Records with interface code

--

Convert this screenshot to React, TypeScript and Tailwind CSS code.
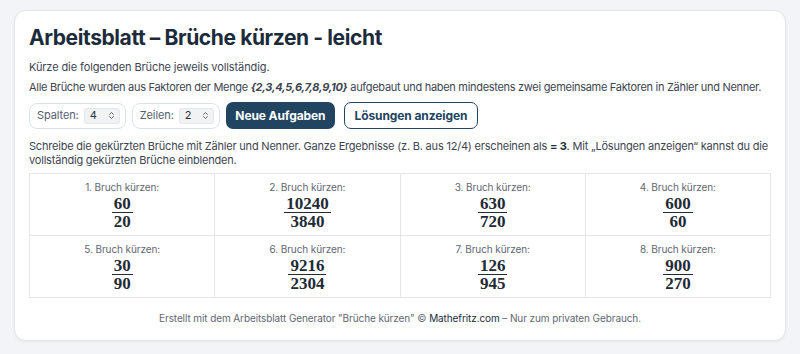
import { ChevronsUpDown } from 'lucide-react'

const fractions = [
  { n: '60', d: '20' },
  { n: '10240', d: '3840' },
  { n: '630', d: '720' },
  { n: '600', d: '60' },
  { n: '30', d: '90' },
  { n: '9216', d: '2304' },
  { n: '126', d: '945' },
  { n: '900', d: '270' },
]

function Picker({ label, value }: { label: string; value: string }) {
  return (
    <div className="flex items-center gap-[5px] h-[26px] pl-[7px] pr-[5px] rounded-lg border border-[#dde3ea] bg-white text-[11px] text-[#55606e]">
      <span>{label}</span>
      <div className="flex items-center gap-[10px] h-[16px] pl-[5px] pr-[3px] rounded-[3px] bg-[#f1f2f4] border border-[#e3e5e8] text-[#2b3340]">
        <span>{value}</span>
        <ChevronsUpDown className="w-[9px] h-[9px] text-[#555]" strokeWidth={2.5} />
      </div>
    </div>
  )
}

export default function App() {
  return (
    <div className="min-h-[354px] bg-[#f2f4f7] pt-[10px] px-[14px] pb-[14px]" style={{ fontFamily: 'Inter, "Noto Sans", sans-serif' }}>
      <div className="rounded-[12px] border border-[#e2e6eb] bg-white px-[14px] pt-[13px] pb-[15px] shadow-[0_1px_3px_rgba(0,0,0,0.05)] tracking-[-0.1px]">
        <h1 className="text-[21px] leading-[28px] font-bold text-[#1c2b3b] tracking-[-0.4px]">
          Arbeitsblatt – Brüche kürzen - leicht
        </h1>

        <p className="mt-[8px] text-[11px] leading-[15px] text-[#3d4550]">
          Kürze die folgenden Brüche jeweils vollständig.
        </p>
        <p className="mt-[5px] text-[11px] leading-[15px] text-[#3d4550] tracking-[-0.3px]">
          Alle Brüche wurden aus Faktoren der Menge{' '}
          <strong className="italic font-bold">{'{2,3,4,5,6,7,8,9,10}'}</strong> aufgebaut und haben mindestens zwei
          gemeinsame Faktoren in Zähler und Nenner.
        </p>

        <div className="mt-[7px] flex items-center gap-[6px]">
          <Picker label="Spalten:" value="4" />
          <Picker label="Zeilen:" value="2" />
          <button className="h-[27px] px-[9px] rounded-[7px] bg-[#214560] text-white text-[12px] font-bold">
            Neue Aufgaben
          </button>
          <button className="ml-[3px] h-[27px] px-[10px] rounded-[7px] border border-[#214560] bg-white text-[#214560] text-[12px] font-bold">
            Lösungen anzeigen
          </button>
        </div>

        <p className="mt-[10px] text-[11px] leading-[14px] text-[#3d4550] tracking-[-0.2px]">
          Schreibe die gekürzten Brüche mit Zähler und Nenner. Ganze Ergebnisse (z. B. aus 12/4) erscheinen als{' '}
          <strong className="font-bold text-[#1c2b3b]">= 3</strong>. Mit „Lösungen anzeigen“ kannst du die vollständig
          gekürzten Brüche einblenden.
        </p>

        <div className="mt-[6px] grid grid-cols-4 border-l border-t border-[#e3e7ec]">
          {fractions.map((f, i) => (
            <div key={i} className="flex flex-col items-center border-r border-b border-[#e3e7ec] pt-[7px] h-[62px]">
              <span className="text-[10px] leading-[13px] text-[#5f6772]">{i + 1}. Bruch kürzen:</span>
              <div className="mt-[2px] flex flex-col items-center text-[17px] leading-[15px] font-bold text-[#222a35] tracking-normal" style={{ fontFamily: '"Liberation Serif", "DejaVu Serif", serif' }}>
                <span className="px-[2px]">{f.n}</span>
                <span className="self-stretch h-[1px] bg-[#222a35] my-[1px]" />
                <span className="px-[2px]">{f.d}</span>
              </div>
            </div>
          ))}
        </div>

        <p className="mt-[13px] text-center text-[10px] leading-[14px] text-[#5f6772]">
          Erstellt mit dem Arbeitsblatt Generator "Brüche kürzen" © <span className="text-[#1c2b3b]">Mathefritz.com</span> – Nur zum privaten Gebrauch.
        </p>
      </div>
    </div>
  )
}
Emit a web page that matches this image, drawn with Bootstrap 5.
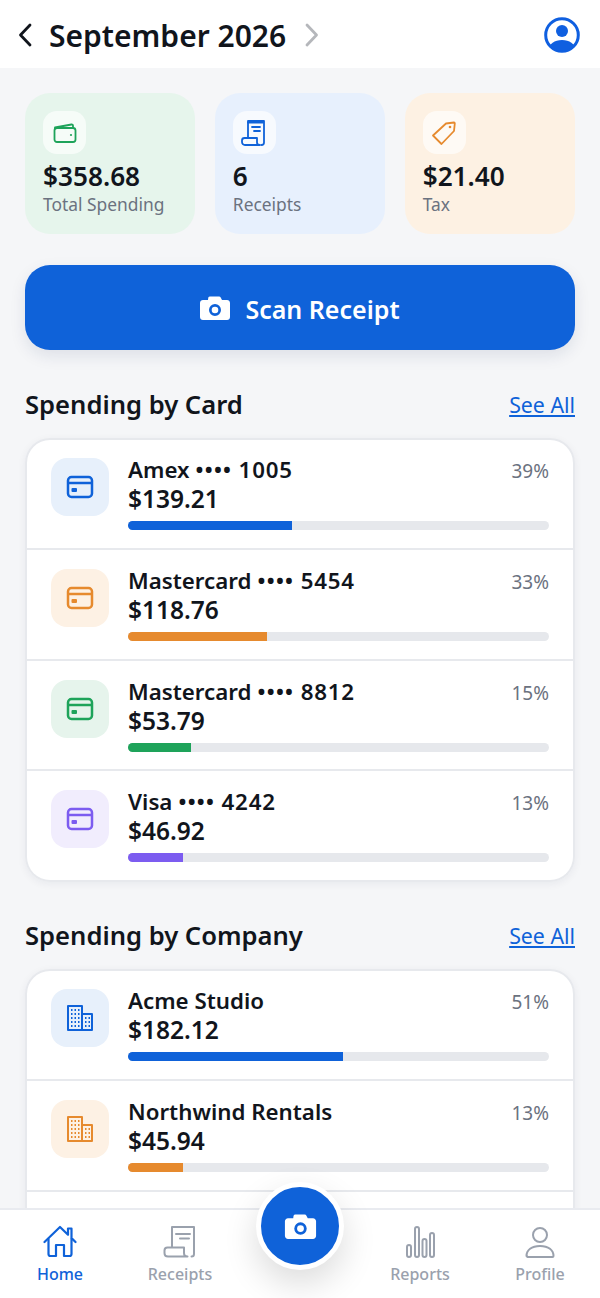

--

▸ **What to work on**
Every line holding "this" should be copied out.

▸ **Output**
Convert this screenshot to React, TypeScript and Tailwind CSS code.
Emit a web page that matches this image, drawn with Bootstrap 5.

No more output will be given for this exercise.